The Little Dancer
Oil on canvas; signed.
56 x 45 inches
Daisy Philpot records, in her handwritten catalogue of her brother’ paintings, that the painting was executed at 33 Tite Street, Chelsea; she is a particularly reliable source in this instance, as she sat for the figure of the mother (along with her niece). Philpot had leased a studio in Tite Street since 1910, and at the end of the First World War transferred to no. 33, which had been built as a block of studios in 1880-1. There he had as a neighbour John Singer Sargent, who since 1886 had used a studio which had been occupied by Whistler in 1881-4 (D. Cox, The Street of Wonderful Possibilities: Whistler, Wilde & Sargent in Tite Street, London, 2015, pp. 232-8). There are reminiscences of both in this painting, as there are of Manet and Velázquez, two painters for whom Philpot shared an admiration with Sargent. Manet, Sargent and Velázquez are all mentioned as influences, along with that (at an early stage) of Charles Shannon, by P.G. Konody in his analysis of Philpot’s work published in September 1923. Konody goes on to observe that ‘Philpot’s style is derived from the old masters; his vision is modern. His worship of all that is best in tradition never makes him lose touch with life ….. Lately he has obtained particularly happy results from the use of thin paint over heavy white priming, a method which he used … certainly for the charming “Little Dancer” at this year’s Royal Academy’.

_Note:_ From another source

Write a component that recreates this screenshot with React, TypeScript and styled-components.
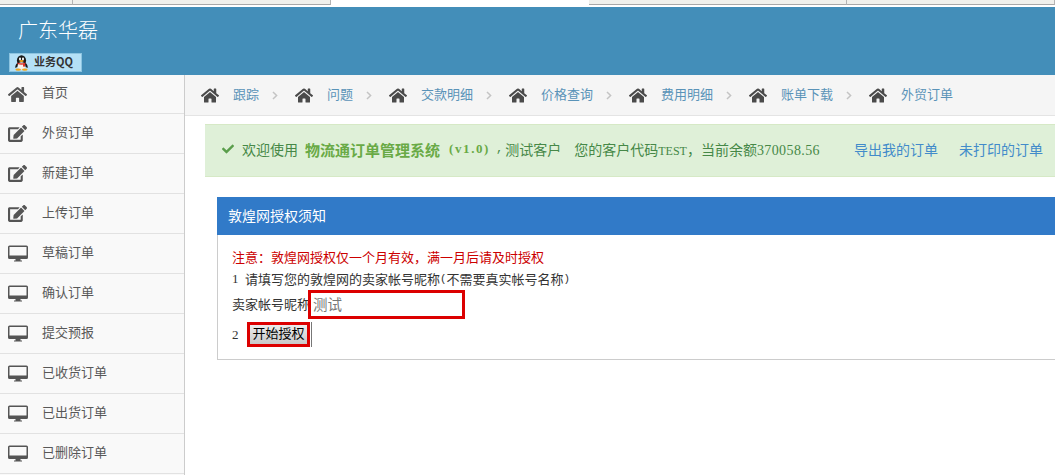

1923 was a particularly opportune moment for an assessment of Philpot’s career. He had established a significant reputation in his twenties with Manuelito of 1909 (Stedelijk Museum, Amsterdam; Sewter, pl. 12) and La Zarzarrosa of 1910-11 (Fitzwilliam Museum, Cambridge; Gibson, op. cit., no. 14). His career having been interrupted by the First World War, 1923 marked a new peak, with his first one man exhibition since 1910 (at the Grosvenor Gallery), following his election to the Royal Academy, as the youngest serving Academician.
According to Daisy Philpot’s notes, at or after the Royal Academy exhibition, the painting was ‘Purchased by ?’ and then ‘Exhibited at the Winter Exhibition [of Paintings & Drawings by Contemporary British Artists] of the Grosvenor Gallery 51A New Bond St 1923.’ Due to have been included in that, along with The Repose on the Flight into Egypt now in Tate, it was replaced as no. 15 in the catalogue by L’Après-Midi Tunisien.
Daisy Philpot also records that the painting was 'believed to have been sent to France after purchase’. This has proved to be correct, as the painting has re-emerged from the collection of the Lebaudy family of Paris, having either been acquired by Pierre Lebaudy (1865-1929) for his house on the site of what is now 15 Avenue Foch, or by his brother Paul Lebaudy (1858-1937), who built a house on the corner of the rue François Ier and of 40 avenue Georges V.
The Lebaudy brothers, Paul and Pierre, were of the wealthy family that owned a sugar refinery in Moisson, France. They also built semi-rigid airships there, which they sold to the military. Their cousin Jacques was interesting: he attempted, with 400 hired soldiers and machine guns, to establish a new nation in Morocco in 1903, that he called The Empire of the Sahara, and then retired to the Savoy in London where the orchestra would play his national anthem whilst he dined under an imperial purple canopy. After moving to New York he was committed to an asylum by his wife, and on his release tried several times to kill her, but she got in first, murdering him in 1919. A grand jury refused to indict her.